Resonance interaction energy between two entangled atoms in a photonic bandgap environment

TL;DR

This paper investigates how a photonic bandgap environment affects the resonance interaction energy between two entangled atoms, showing that the environment modifies decay rates and enhances interaction strength, facilitating observation of quantum effects.

Contribution

It provides a detailed analysis of resonance interactions in photonic bandgap environments, revealing modified distance dependence and suppressed spontaneous emission, which aids in observing quantum resonance phenomena.

Findings

Interaction decays faster than in free space

Spontaneous emission is strongly suppressed

Interaction remains significantly stronger than dispersion forces

Abstract

We consider the resonance interaction energy between two identical entangled atoms, where one is in the excited state and the other in the ground state.

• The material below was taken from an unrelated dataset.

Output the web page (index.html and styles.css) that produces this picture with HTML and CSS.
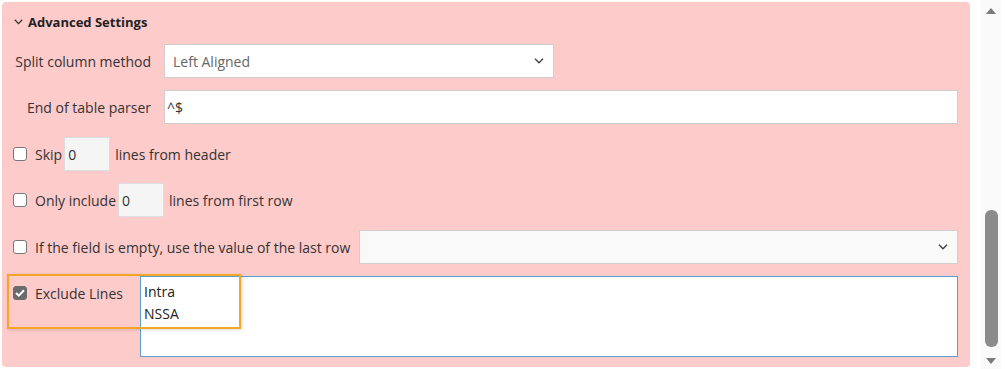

They interact with the quantum electromagnetic field in the vacuum state and are placed in a photonic-bandgap environment with a dispersion relation quadratic near the gap edge and linear for low frequencies, while the atomic transition frequency is assumed to be inside the photonic gap and near its lower edge. This problem is strictly related to the coherent resonant energy transfer between atoms in external environments. The analysis involves both an isotropic three-dimensional model and the one-dimensional case. The resonance interaction asymptotically decays faster with distance compared to the free-space case, specifically as $1/r^2$ compared to the $1/r$ free-space dependence in the three-dimensional case, and as $1/r$ compared to the oscillatory dependence in free space for the one-dimensional case. Nonetheless, the interaction energy remains significant and much stronger than dispersion interactions between atoms. On the other hand, spontaneous emission is strongly suppressed by the environment and the correlated state is thus preserved by the spontaneous-decay decoherence effects. We conclude that our configuration is suitable for observing the elusive quantum resonance interaction between entangled atoms.